Do any lines in the data below contain "with"? If so, copy every one of them.

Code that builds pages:

= = = = = = =

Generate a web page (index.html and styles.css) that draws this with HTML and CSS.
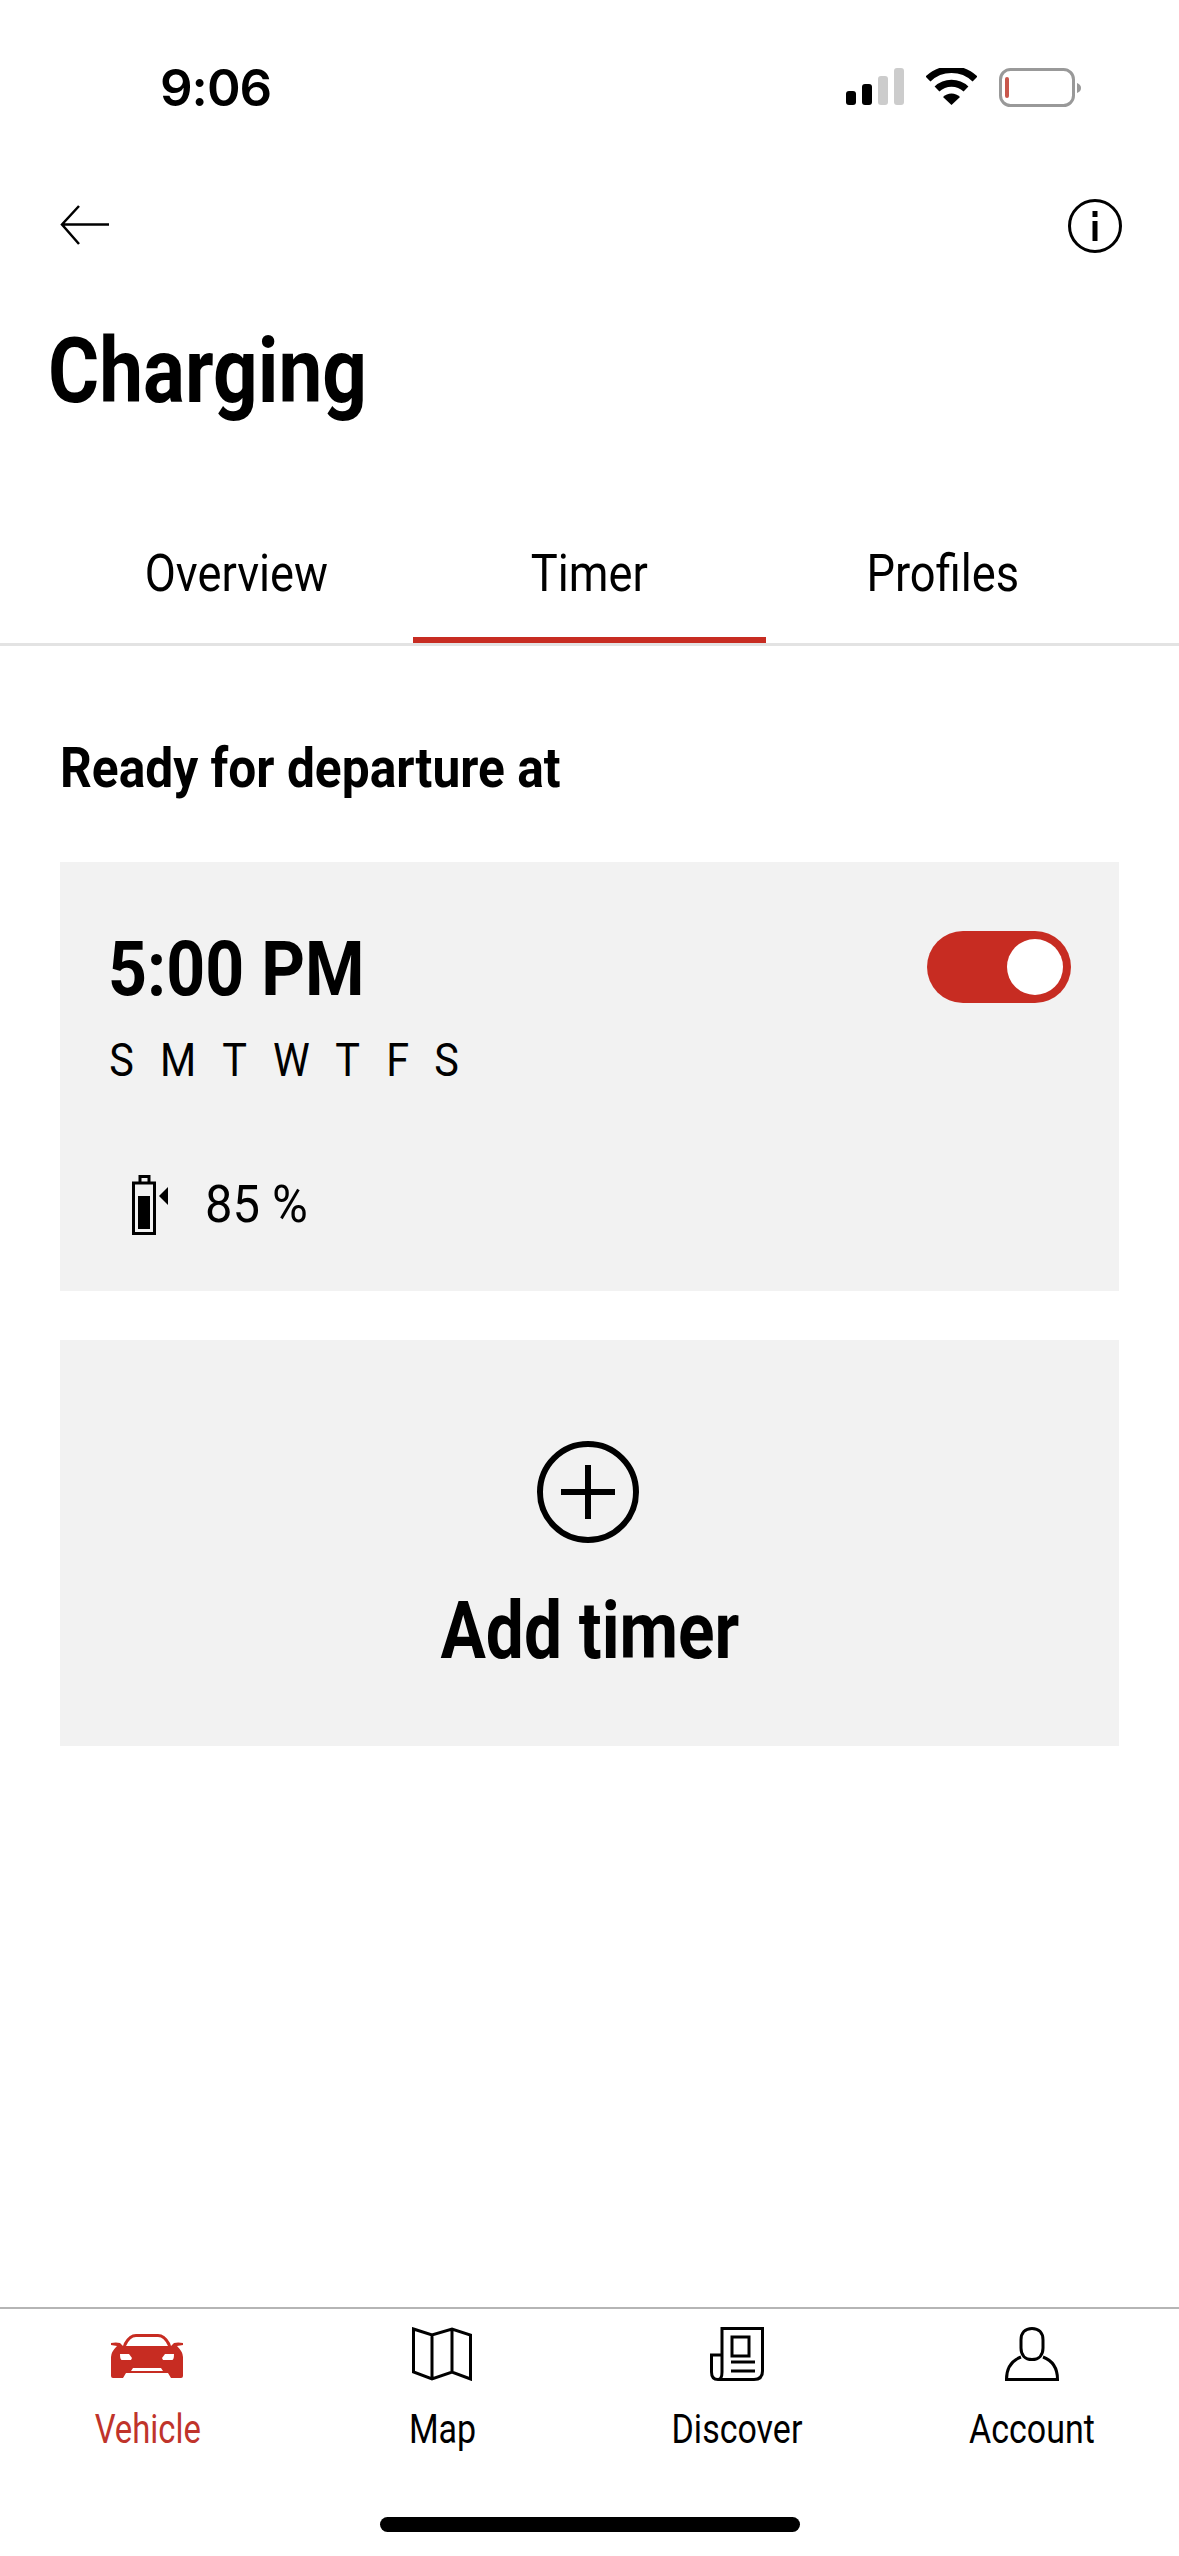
FILE: index.html
```html
<!DOCTYPE html>
<html lang="en">

<head>
    <meta charset="UTF-8">
    <meta name="viewport" content="width=device-width, initial-scale=1.0">
    <title>Charging</title>
    <link rel="stylesheet" href="styles.css">
</head>

<body>
    <div class="page">
        <div class="status-bar">
            <span class="clock">9:06</span>
            <div class="status-icons">
                <svg class="signal" width="58" height="37" viewBox="0 0 58 37">
                    <rect x="0" y="23" width="10" height="14" rx="3" fill="#000"/>
                    <rect x="16" y="16" width="10" height="21" rx="3" fill="#000"/>
                    <rect x="32" y="8" width="10" height="29" rx="3" fill="#ccc"/>
                    <rect x="48" y="0" width="10" height="37" rx="3" fill="#ccc"/>
                </svg>
                <svg class="wifi" width="51" height="37" viewBox="0 0 51 37">
                    <path d="M2 11 A34 34 0 0 1 49 11" fill="none" stroke="#000" stroke-width="7"/>
                    <path d="M11 21 A21 21 0 0 1 40 21" fill="none" stroke="#000" stroke-width="7"/>
                    <path d="M25.500 37 L17 29 A12 12 0 0 1 34 29 Z" fill="#000"/>
                </svg>
                <svg class="batt" width="82" height="39" viewBox="0 0 82 39">
                    <rect x="1.500" y="1.500" width="73" height="36" rx="10" fill="none" stroke="#999" stroke-width="3"/>
                    <rect x="6" y="9" width="4" height="21" rx="2" fill="#c8574c"/>
                    <path d="M78 15 C81 16 82 18 82 20 C82 22 81 24 78 25 Z" fill="#999"/>
                </svg>
            </div>
        </div>

        <div class="top-bar">
            <svg width="50" height="40" viewBox="0 0 50 40">
                <path d="M49 19.500 H3 M19 1 L2 19.500 L19 39" fill="none" stroke="#000" stroke-width="2.500"/>
            </svg>
            <svg width="54" height="54" viewBox="0 0 54 54">
                <circle cx="27" cy="27" r="25.500" fill="none" stroke="#000" stroke-width="3"/>
                <rect x="24.500" y="12" width="5" height="6" fill="#000"/>
                <rect x="24.500" y="22" width="5" height="20" fill="#000"/>
            </svg>
        </div>

        <h1 class="title"><span class="narrow">Charging</span></h1>

        <div class="tabs">
            <div class="tab"><span class="narrow">Overview</span></div>
            <div class="tab active"><span class="narrow">Timer</span></div>
            <div class="tab"><span class="narrow">Profiles</span></div>
        </div>

        <div class="content">
            <h2 class="section-title"><span class="narrow">Ready for departure at</span></h2>

            <div class="card timer-card">
                <div class="timer-top">
                    <div class="time"><span class="narrow">5:00 PM</span></div>
                    <div class="toggle"><span class="knob"></span></div>
                </div>
                <div class="days">
                    <span class="narrow">S</span><span class="narrow">M</span><span class="narrow">T</span><span class="narrow">W</span><span class="narrow">T</span><span class="narrow">F</span><span class="narrow">S</span>
                </div>
                <div class="target">
                    <svg width="36" height="60" viewBox="0 0 36 60">
                        <path d="M8 8 V1.500 H17 V8" fill="none" stroke="#000" stroke-width="3"/>
                        <rect x="1.500" y="8" width="21" height="50.500" fill="none" stroke="#000" stroke-width="3"/>
                        <rect x="6" y="21" width="12" height="33" fill="#000"/>
                        <path d="M27 21 L36 12 V30 Z" fill="#000"/>
                    </svg>
                    <span class="percent narrow">85 %</span>
                </div>
            </div>

            <div class="card add-card">
                <svg class="plus" width="102" height="102" viewBox="0 0 102 102">
                    <circle cx="51" cy="51" r="48" fill="none" stroke="#000" stroke-width="6"/>
                    <path d="M51 24 V78 M24 51 H78" fill="none" stroke="#000" stroke-width="6"/>
                </svg>
                <div class="add-label"><span class="narrow">Add timer</span></div>
            </div>
        </div>

        <nav class="bottom-nav">
            <div class="nav-item selected">
                <svg width="72" height="54" viewBox="0 -6 72 54">
                    <path fill-rule="evenodd" fill="#c72c22" d="M12 13 L13 10 Q18 1 25 1 H47 Q54 1 59 10 L60 13 L63 10 Q67 9 72 10 V12 L66 13 Q72 19 72 24 V43 Q72 45 70 45 H60 L57 40 H15 L12 45 H2 Q0 45 0 43 V24 Q0 19 6 13 L0 12 V10 Q5 9 9 10 Z M15 13 H57 Q53 4 47 4 H25 Q19 4 15 13 Z M9 21 Q9 27 11 27 H20 L21 25 L18 21 Z M63 21 H54 L51 25 L52 27 H61 Q63 27 63 21 Z M22 35 H50 L52 38 H20 Z"/>
                </svg>
                <span class="nav-label"><span class="narrow">Vehicle</span></span>
            </div>
            <div class="nav-item">
                <svg width="60" height="54" viewBox="0 0 60 54">
                    <path d="M1.500 2 L20 8 L40 2 L58.500 8 V52 L40 45 L20 52 L1.500 45 Z M20 8 V52 M40 2 V45" fill="none" stroke="#000" stroke-width="3"/>
                </svg>
                <span class="nav-label"><span class="narrow">Map</span></span>
            </div>
            <div class="nav-item">
                <svg width="54" height="54" viewBox="0 0 54 54">
                    <path d="M12 28 V1.500 H52.500 V44 Q52.500 52.500 44 52.500 H9 M12 28 H1.500 V45 Q1.500 52.500 8 52.500 Q12 52.500 12 45 V28" fill="none" stroke="#000" stroke-width="3"/>
                    <rect x="22" y="10" width="17" height="19" fill="none" stroke="#000" stroke-width="3"/>
                    <path d="M21 35 H45 M21 44 H45" fill="none" stroke="#000" stroke-width="3"/>
                </svg>
                <span class="nav-label"><span class="narrow">Discover</span></span>
            </div>
            <div class="nav-item">
                <svg width="54" height="54" viewBox="0 0 54 54">
                    <path d="M27 1.500 C20 1.500 16 6 16 13 V21 C16 28 20 32.500 27 32.500 C34 32.500 38 28 38 21 V13 C38 6 34 1.500 27 1.500 Z" fill="none" stroke="#000" stroke-width="3"/>
                    <path d="M16 30 C8 33 1.500 40 1.500 52.500 H52.500 C52.500 40 46 33 38 30" fill="none" stroke="#000" stroke-width="3"/>
                </svg>
                <span class="nav-label"><span class="narrow">Account</span></span>
            </div>
        </nav>

        <div class="home-row"><span class="home-bar"></span></div>
    </div>
</body>

</html>
```

FILE: styles.css
```css
* {
    box-sizing: border-box;
}

body {
    margin: 0;
    background-color: #fff;
    color: #000;
    font-family: Roboto, "Liberation Sans", sans-serif;
}

.page {
    width: 1179px;
    height: 2556px;
    display: flex;
    flex-direction: column;
    overflow: hidden;
}

/* no condensed family installed, so squeeze the text sideways */
.narrow {
    display: inline-block;
    transform: scaleX(var(--squeeze, 0.9));
    transform-origin: center;
}

.status-bar {
    height: 199px;
    padding: 68px 98px 0 160px;
    display: flex;
    justify-content: space-between;
    align-items: flex-start;
}

.clock {
    font-family: Inter, sans-serif;
    font-size: 51px;
    font-weight: 600;
    line-height: 40px;
    letter-spacing: -1px;
}

.status-icons {
    display: flex;
    align-items: flex-start;
    gap: 22px;
}

.top-bar {
    height: 54px;
    padding: 6px 57px 0 60px;
    display: flex;
    justify-content: space-between;
    align-items: flex-start;
}

.top-bar svg:last-child {
    margin-top: -6px;
}

.title {
    --squeeze: 0.87;
    margin: 69px 0 0 48px;
    font-size: 90px;
    font-weight: 700;
    line-height: 100px;
}

.title .narrow,
.section-title .narrow,
.time .narrow,
.percent.narrow {
    transform-origin: left;
}

.tabs {
    --squeeze: 0.87;
    margin-top: 106px;
    height: 118px;
    padding: 0 60px;
    display: flex;
    border-bottom: 3px solid #e3e3e3;
}

.tab {
    flex: 1;
    height: 115px;
    padding-top: 16px;
    font-size: 52px;
    line-height: 60px;
    text-align: center;
}

.tab.active {
    border-bottom: 6px solid #c72c22;
}

.content {
    padding: 0 60px;
}

.section-title {
    --squeeze: 0.887;
    margin: 92px 0 0;
    font-size: 56px;
    font-weight: 700;
    line-height: 60px;
}

.card {
    background-color: #f2f2f2;
}

.timer-card {
    margin-top: 64px;
    height: 429px;
    padding: 69px 48px 0 48px;
}

.timer-top {
    display: flex;
    justify-content: space-between;
    align-items: flex-start;
}

.time {
    --squeeze: 0.895;
    font-size: 76px;
    font-weight: 700;
    line-height: 76px;
}

.toggle {
    width: 144px;
    height: 72px;
    padding: 8px;
    display: flex;
    justify-content: flex-end;
    background-color: #c72c22;
    border-radius: 36px;
}

.knob {
    width: 56px;
    height: 56px;
    background-color: #fff;
    border-radius: 50%;
}

.days {
    --squeeze: 0.9;
    margin-top: 28px;
    width: 352px;
    display: flex;
    justify-content: space-between;
    font-size: 46px;
    line-height: 50px;
}

.target {
    margin: 90px 0 0 24px;
    display: flex;
    align-items: center;
    gap: 37px;
}

.percent {
    --squeeze: 0.94;
    font-size: 52px;
    line-height: 60px;
}

.add-card {
    margin-top: 49px;
    height: 406px;
    padding-top: 101px;
    display: flex;
    flex-direction: column;
    align-items: center;
}

.plus {
    margin-right: 4px;
}

.add-label {
    --squeeze: 0.845;
    margin-top: 43px;
    font-size: 80px;
    font-weight: 700;
    line-height: 90px;
}

.bottom-nav {
    --squeeze: 0.85;
    margin-top: auto;
    height: 210px;
    padding-top: 18px;
    display: flex;
    border-top: 2px solid #b5b5b5;
}

.nav-item {
    flex: 1;
    display: flex;
    flex-direction: column;
    align-items: center;
}

.nav-label {
    margin-top: 26px;
    font-size: 40px;
    line-height: 46px;
}

.selected .nav-label {
    --squeeze: 0.82;
    color: #c0342b;
}

.home-row {
    height: 39px;
    display: flex;
    justify-content: center;
}

.home-bar {
    width: 420px;
    height: 15px;
    background-color: #000;
    border-radius: 8px;
}
```
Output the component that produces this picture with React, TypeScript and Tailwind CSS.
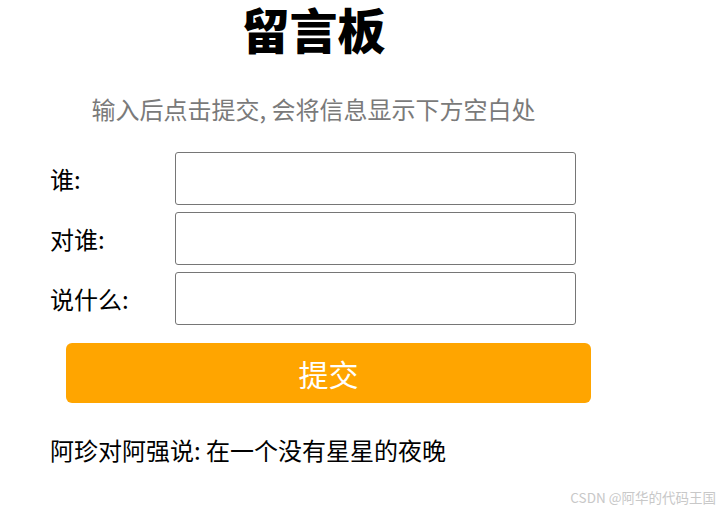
import React from 'react';

const font = { fontFamily: '"Noto Sans CJK SC", "Noto Sans", sans-serif' };

const Field = ({ label }: { label: string }) => (
  <div className="flex items-center h-[53px]">
    <label className="w-[125px] text-[24px] text-black leading-none">{label}</label>
    <input className="w-[401px] h-[53px] border border-[#767676] rounded-[3px] bg-white outline-none" />
  </div>
);

const App = () => {
  return (
    <div className="relative w-[726px] h-[510px] bg-white overflow-hidden" style={font}>
      <div className="pl-[50px]">
        <div className="w-[527px] flex flex-col items-center">
          <h1 className="text-[48px] font-black leading-[56px] text-black">留言板</h1>
          <p className="mt-[38px] text-[24px] leading-[30px] text-[#7a7a7a]">
            输入后点击提交, 会将信息显示下方空白处
          </p>
        </div>

        <div className="mt-[28px] flex flex-col gap-[7px]">
          <Field label="谁:" />
          <Field label="对谁:" />
          <Field label="说什么:" />
        </div>

        <button className="mt-[18px] ml-[16px] w-[525px] h-[60px] rounded-[6px] bg-[#ffa500] text-white text-[30px] leading-none">
          提交
        </button>

        <div className="mt-[32px] text-[24px] leading-[30px] text-black">
          阿珍对阿强说: 在一个没有星星的夜晚
        </div>
      </div>

      <div className="absolute right-[10px] bottom-[6px] text-[13.5px] text-[#c8c8c8] leading-none">
        CSDN @阿华的代码王国
      </div>
    </div>
  );
};

export default App;
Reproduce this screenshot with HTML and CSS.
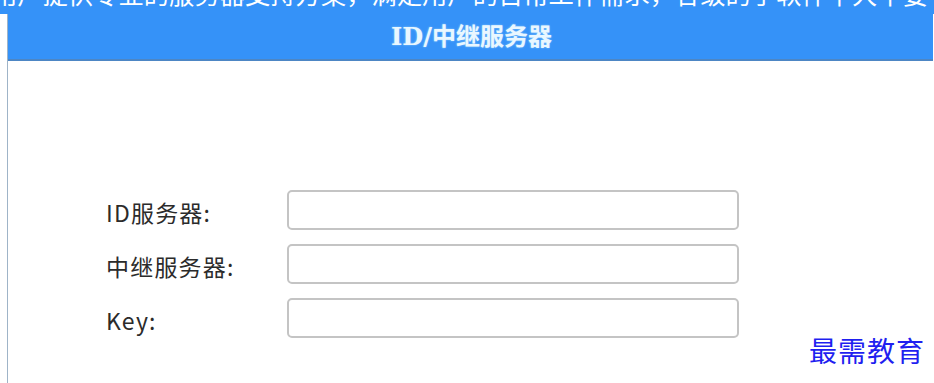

= = = = = = =

[ANSWER TO THIS EXERCISE]
Generate a web page (index.html and styles.css) that draws this with HTML and CSS.
Output the component that produces this picture with React, TypeScript and Tailwind CSS.
Reproduce this screenshot with HTML and CSS.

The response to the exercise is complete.